Dal 2002 ad oggi Aiuto alla Chiesa che Soffre ha sostenuto 240 progetti nella Repubblica Centrafricana, per un totale di circa 2milioni e mezzo di euro. Tra le principali aree d’intervento: intenzioni di messe per i sacerdoti, aiuti alla pastorale, borse di studio e finanziamenti per la costruzione di chiese ed edifici religiosi. (ACS Italia)

COLOMBIA - Diocesi minacciata da gruppo armato

Tumaco (Agenzia Fides) – In un comunicato pubblicato dalla diocesi di Tumaco (Colombia), si denuncia che la Commissione per la Pastorale Sociale della diocesi è stata dichiarata "obiettivo e nemico militare permanente " da un movimento che si fa chiamare il "Grupo Armado Los Rastrojos".
Nel comunicato s’informa che sono stati minacciati anche altre 94 organizzazioni sociali che lavorano per i diritti delle persone.

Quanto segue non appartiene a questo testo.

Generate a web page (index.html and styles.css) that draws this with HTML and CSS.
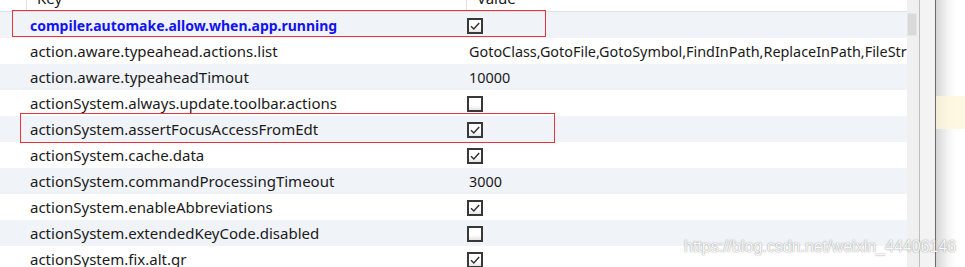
FILE: index.html
```html
<!DOCTYPE html>
<html>
	<head>
		<meta charset="UTF-8">
		<title>Registry</title>
		<link rel="stylesheet" href="styles.css">
	</head>
	<body>
		<div class="window">
			<div class="table">
				<div class="head">
					<div class="hcell first"></div>
					<div class="hcell">Key</div>
					<div class="hcell">Value</div>
				</div>
				<div class="row alt">
					<div class="key strong">compiler.automake.allow.when.app.running</div>
					<div class="val"><span class="cb on"></span></div>
				</div>
				<div class="row">
					<div class="key">action.aware.typeahead.actions.list</div>
					<div class="val"><span class="txt">GotoClass,GotoFile,GotoSymbol,FindInPath,ReplaceInPath,FileStructurePopup</span></div>
				</div>
				<div class="row alt">
					<div class="key">action.aware.typeaheadTimout</div>
					<div class="val"><span class="txt">10000</span></div>
				</div>
				<div class="row">
					<div class="key">actionSystem.always.update.toolbar.actions</div>
					<div class="val"><span class="cb"></span></div>
				</div>
				<div class="row alt">
					<div class="key">actionSystem.assertFocusAccessFromEdt</div>
					<div class="val"><span class="cb on"></span></div>
				</div>
				<div class="row">
					<div class="key">actionSystem.cache.data</div>
					<div class="val"><span class="cb on"></span></div>
				</div>
				<div class="row alt">
					<div class="key">actionSystem.commandProcessingTimeout</div>
					<div class="val"><span class="txt">3000</span></div>
				</div>
				<div class="row">
					<div class="key">actionSystem.enableAbbreviations</div>
					<div class="val"><span class="cb on"></span></div>
				</div>
				<div class="row alt">
					<div class="key">actionSystem.extendedKeyCode.disabled</div>
					<div class="val"><span class="cb"></span></div>
				</div>
				<div class="row">
					<div class="key">actionSystem.fix.alt.gr</div>
					<div class="val"><span class="cb on"></span></div>
				</div>

				<div class="mark mark1"></div>
				<div class="mark mark2"></div>
			</div>
			<div class="scroll"><div class="thumb"></div></div>
			<div class="gutter"></div>
			<div class="side"><div class="band"></div></div>
		</div>
		<div class="wm">https://blog.csdn.net/weixin_44406146</div>
	</body>
</html>
```

FILE: styles.css
```css
html, body {
	margin: 0;
	padding: 0;
	background: #fff;
	overflow: hidden;
}
body {
	position: relative;
	width: 965px;
	height: 267px;
	font-family: "Noto Sans", "Liberation Sans", sans-serif;
	font-size: 15px;
	color: #1a1a1a;
}
.window {
	display: flex;
	height: 267px;
}
.table {
	position: relative;
	width: 907px;
	flex: none;
	overflow: hidden;
}
.head {
	display: grid;
	grid-template-columns: 26px 440px 1fr;
	height: 25px;
	margin-top: -14px;
	border-bottom: 1px solid #e1e1e1;
	background: #fff;
}
.hcell {
	line-height: 25px;
	padding-left: 10px;
	border-left: 1px solid #e1e1e1;
}
.hcell.first {
	border-left: none;
	padding: 0;
}
.row {
	display: grid;
	grid-template-columns: 466px 1fr;
	height: 26px;
	line-height: 27px;
	background: #fff;
}
.row.alt {
	background: #f0f3f8;
}
.key {
	padding-left: 30px;
	white-space: nowrap;
}
.key.strong {
	font-size: 14px;
	font-weight: bold;
	color: #1212f2;
}
.val {
	display: flex;
	align-items: center;
	padding-left: 1px;
	white-space: nowrap;
	overflow: hidden;
}
.txt {
	margin-left: 2px;
	font-size: 14.4px;
}
.cb {
	box-sizing: border-box;
	width: 16px;
	height: 16px;
	border: 2px solid #383838;
	background: linear-gradient(#fff 60%, #e4e4e4);
}
.cb.on {
	background: url("data:image/svg+xml,%3Csvg xmlns='http://www.w3.org/2000/svg' width='12' height='12'%3E%3Cpath d='M2 6.2 L4.8 9 L10.2 3' fill='none' stroke='%23333' stroke-width='1.5'/%3E%3C/svg%3E") no-repeat center, linear-gradient(#fff 60%, #e4e4e4);
}
.mark {
	position: absolute;
	border: 1px solid #e8343a;
	box-sizing: border-box;
}
.mark1 {
	left: 12px;
	top: 10px;
	width: 534px;
	height: 27px;
}
.mark2 {
	left: 20px;
	top: 113px;
	width: 535px;
	height: 30px;
}
.scroll {
	width: 12px;
	flex: none;
	background: #f0f0f0;
	padding-top: 13px;
}
.thumb {
	width: 10px;
	height: 23px;
	box-sizing: border-box;
	background: #d9d9d9;
	border: 1px solid #e6e6e6;
}
.gutter {
	width: 15px;
	flex: none;
	background: #f3f3f3;
	border-left: 1px solid #bdbdbd;
}
.side {
	flex: 1;
	border-left: 1px solid #6a6a6a;
	background: linear-gradient(to right, #d6d6d6, #f4f4f4 12px, #fff 20px);
	padding-top: 96px;
}
.band {
	height: 33px;
	background: linear-gradient(to right, #f2ecd8, #fdf6df 12px, #fff8e2);
}
.wm {
	position: absolute;
	left: 684px;
	top: 238px;
	font-family: "Liberation Sans", Arial, sans-serif;
	font-size: 16px;
	color: rgba(255, 255, 255, 0.95);
	text-shadow: 0 0 1px rgba(110, 110, 110, 0.7), 0 0 2px rgba(150, 150, 150, 0.5);
	white-space: nowrap;
}
```
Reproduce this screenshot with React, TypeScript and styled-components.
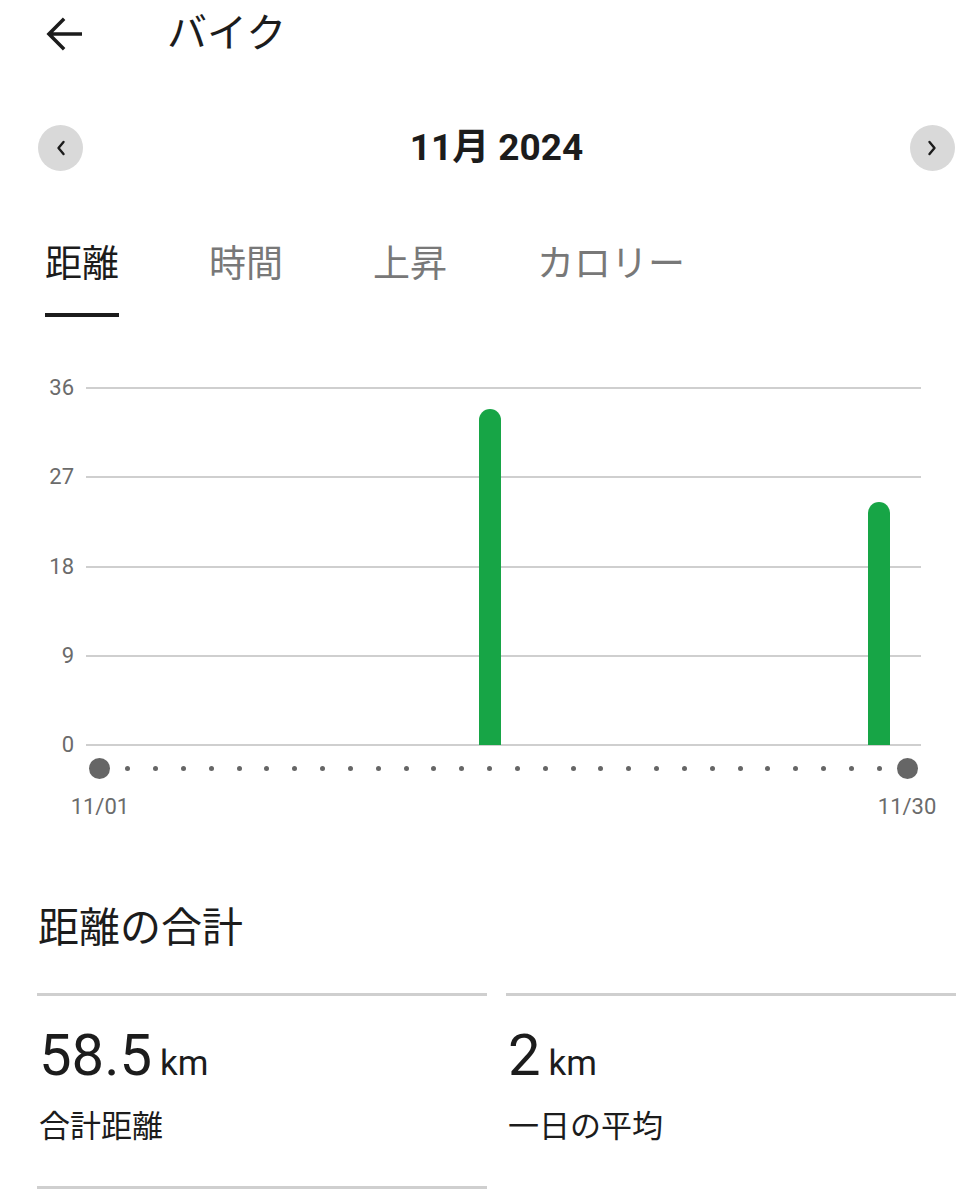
import React from "react"
import styled, { createGlobalStyle } from "styled-components"

const GlobalStyle = createGlobalStyle`
  html, body {
    margin: 0;
    padding: 0;
    background: #ffffff;
  }
  body {
    font-family: Roboto, "Noto Sans CJK JP", sans-serif;
    color: #1c1c1c;
  }
`

const Page = styled.div`
  width: 978px;
  min-height: 1200px;
  overflow: hidden;
`

const Header = styled.header`
  display: flex;
  align-items: center;
  height: 68px;
  padding-left: 45px;
`

const BackButton = styled.button`
  display: flex;
  align-items: center;
  justify-content: center;
  width: 38px;
  height: 38px;
  padding: 0;
  border: none;
  background: none;
  color: #1c1c1c;
`

const Title = styled.h1`
  margin: 0 0 0 84px;
  font-size: 40px;
  font-weight: 400;
  line-height: 48px;
`

const MonthRow = styled.div`
  display: flex;
  align-items: center;
  justify-content: space-between;
  margin-top: 57px;
  padding: 0 23px 0 38px;
`

const RoundButton = styled.button`
  display: flex;
  align-items: center;
  justify-content: center;
  width: 45px;
  height: 46px;
  padding: 0;
  border: none;
  border-radius: 50%;
  background: #d9d9d9;
  color: #1c1c1c;
`

const MonthLabel = styled.div`
  font-size: 37px;
  font-weight: 700;
  line-height: 46px;
`

const Tabs = styled.nav`
  display: flex;
  gap: 90px;
  margin-top: 72px;
  padding-left: 45px;
`

const Tab = styled.div<{ $active?: boolean }>`
  font-size: 37px;
  line-height: 44px;
  padding-bottom: 26px;
  color: ${(p) => (p.$active ? "#1c1c1c" : "#787878")};
  border-bottom: 4px solid ${(p) => (p.$active ? "#1c1c1c" : "transparent")};
`

const Chart = styled.section`
  display: grid;
  grid-template-columns: 86px 835px;
  margin-top: 61px;
`

const Layers = styled.div`
  display: grid;
  grid-column: 1 / span 2;
  grid-template-columns: 86px 835px;
`

const Lines = styled.div`
  grid-row: 1;
  grid-column: 1 / span 2;
  display: flex;
  flex-direction: column;
  justify-content: space-between;
  height: 377px;
`

const GridRow = styled.div`
  display: grid;
  grid-template-columns: 86px 835px;
  align-items: center;
  height: 20px;
`

const AxisLabel = styled.span`
  font-size: 22px;
  line-height: 20px;
  color: #6b6b6b;
  text-align: right;
  padding-right: 12px;
`

const GridLine = styled.div`
  height: 2px;
  background: #cfcfcf;
`

const Bars = styled.div`
  grid-row: 1;
  grid-column: 2;
  display: grid;
  grid-template-columns: repeat(30, minmax(0, 1fr));
  align-items: end;
  padding-bottom: 10px;
`

const BarSlot = styled.div`
  display: flex;
  justify-content: center;
`

const Bar = styled.div`
  width: 22px;
  flex: none;
  background: #17a546;
  border-radius: 11px 11px 0 0;
`

const DayRow = styled.div`
  grid-column: 2;
  display: grid;
  grid-template-columns: repeat(30, minmax(0, 1fr));
  align-items: center;
  height: 20px;
  margin-top: 3px;
`

const DotSlot = styled.div`
  display: flex;
  justify-content: center;
`

const Dot = styled.span<{ $end?: boolean }>`
  flex: none;
  width: ${(p) => (p.$end ? "21px" : "5px")};
  height: ${(p) => (p.$end ? "21px" : "5px")};
  border-radius: 50%;
  background: #666666;
`

const TickRow = styled.div`
  grid-column: 2;
  display: grid;
  grid-template-columns: repeat(30, minmax(0, 1fr));
  margin-top: 17px;
`

const Tick = styled.span<{ $col: number }>`
  grid-column: ${(p) => p.$col};
  display: flex;
  justify-content: center;
  white-space: nowrap;
  font-size: 22px;
  line-height: 24px;
  color: #6b6b6b;
`

const SectionTitle = styled.h2`
  margin: 85px 0 0 38px;
  font-size: 41px;
  font-weight: 400;
  line-height: 48px;
`

const Stats = styled.div`
  display: grid;
  grid-template-columns: 1fr 1fr;
  column-gap: 19px;
  margin-top: 41px;
  padding: 0 22px 0 37px;
`

const StatCard = styled.div`
  border-top: 3px solid #cfcfcf;
  padding: 30px 0 39px 2px;
`

const StatValue = styled.div`
  display: flex;
  align-items: baseline;
  gap: 8px;
  height: 58px;
`

const Number = styled.span`
  font-size: 58px;
  line-height: 58px;
`

const Unit = styled.span`
  font-size: 35px;
  line-height: 35px;
`

const StatLabel = styled.div`
  margin-top: 23px;
  font-size: 31px;
  line-height: 40px;
`

const BackArrow = () => (
  <svg width="36" height="36" viewBox="4 4 16 16" fill="currentColor">
    <path d="M20 11.2H7.2l5.4-5.4L11.5 4.7 4.2 12l7.3 7.3 1.1-1.1-5.4-5.4H20z" />
  </svg>
)

const Chevron = ({ dir }: { dir: "left" | "right" }) => (
  <svg width="10" height="16" viewBox="0 0 10 16" fill="none">
    <path
      d={dir === "left" ? "M7.5 2 2.5 8l5 6" : "M2.5 2l5 6-5 6"}
      stroke="currentColor"
      strokeWidth="2.4"
      strokeLinecap="round"
      strokeLinejoin="round"
    />
  </svg>
)

const MAX = 36
const PLOT_HEIGHT = 357
const distances: Record<number, number> = { 15: 33.9, 29: 24.5 }
const days = Array.from({ length: 30 }, (_, i) => i + 1)
const ticks = [36, 27, 18, 9, 0]

const App: React.FC = () => (
  <Page>
    <GlobalStyle />
    <Header>
      <BackButton aria-label="戻る">
        <BackArrow />
      </BackButton>
      <Title>バイク</Title>
    </Header>

    <MonthRow>
      <RoundButton aria-label="前の月">
        <Chevron dir="left" />
      </RoundButton>
      <MonthLabel>11月 2024</MonthLabel>
      <RoundButton aria-label="次の月">
        <Chevron dir="right" />
      </RoundButton>
    </MonthRow>

    <Tabs>
      <Tab $active>距離</Tab>
      <Tab>時間</Tab>
      <Tab>上昇</Tab>
      <Tab>カロリー</Tab>
    </Tabs>

    <Chart>
      <Layers>
        <Lines>
          {ticks.map((t) => (
            <GridRow key={t}>
              <AxisLabel>{t}</AxisLabel>
              <GridLine />
            </GridRow>
          ))}
        </Lines>
        <Bars>
          {days.map((d) => (
            <BarSlot key={d}>
              {distances[d] ? (
                <Bar style={{ height: `${(distances[d] / MAX) * PLOT_HEIGHT}px` }} />
              ) : null}
            </BarSlot>
          ))}
        </Bars>
      </Layers>
      <DayRow>
        {days.map((d) => (
          <DotSlot key={d}>
            <Dot $end={d === 1 || d === 30} />
          </DotSlot>
        ))}
      </DayRow>
      <TickRow>
        <Tick $col={1}>11/01</Tick>
        <Tick $col={30}>11/30</Tick>
      </TickRow>
    </Chart>

    <SectionTitle>距離の合計</SectionTitle>
    <Stats>
      <StatCard>
        <StatValue>
          <Number>58.5</Number>
          <Unit>km</Unit>
        </StatValue>
        <StatLabel>合計距離</StatLabel>
      </StatCard>
      <StatCard>
        <StatValue>
          <Number>2</Number>
          <Unit>km</Unit>
        </StatValue>
        <StatLabel>一日の平均</StatLabel>
      </StatCard>
      <StatCard />
    </Stats>
  </Page>
)

export default App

"Il nostro impegno come Chiesa cattolica, si ispira alla Parola di Dio e nel messaggio di Gesù Cristo, quindi, il nostro dovere è stato, è e sarà difendere la vita, contribuire a costruire la pace e denunciare tutte le forme di violazione dei diritti umani", dice la nota.
Il comunicato chiede al gruppo armato di rispettare il lavoro delle organizzazioni impegnate nella difesa dei diritti umani e al governo di vigilare e garantire la sicurezza della popolazione e delle organizzazione minacciate.
La nota è stata inviata a Fides dalla Conferenza Episcopale della Colombia proprio quando nel Paese continua la campagna a favore del dialogo per la Pace.
Le minacce di morte hanno un significato concreto in un paese dove solo nelle prime 5 settimane del 2013 ben tre sacerdoti sono stati assassinati. Le cifre sono davvero impressionanti. Sono sempre di più gli operatori pastorali uccisi in Colombia dal 1984 ad oggi. Per la precisione, 83 sacerdoti, cinque religiose, tre religiosi, tre seminaristi, un arcivescovo e un vescovo. E a questi dati si possono affiancare anche i 17 vescovi e 52 sacerdoti che hanno subito minacce di morte.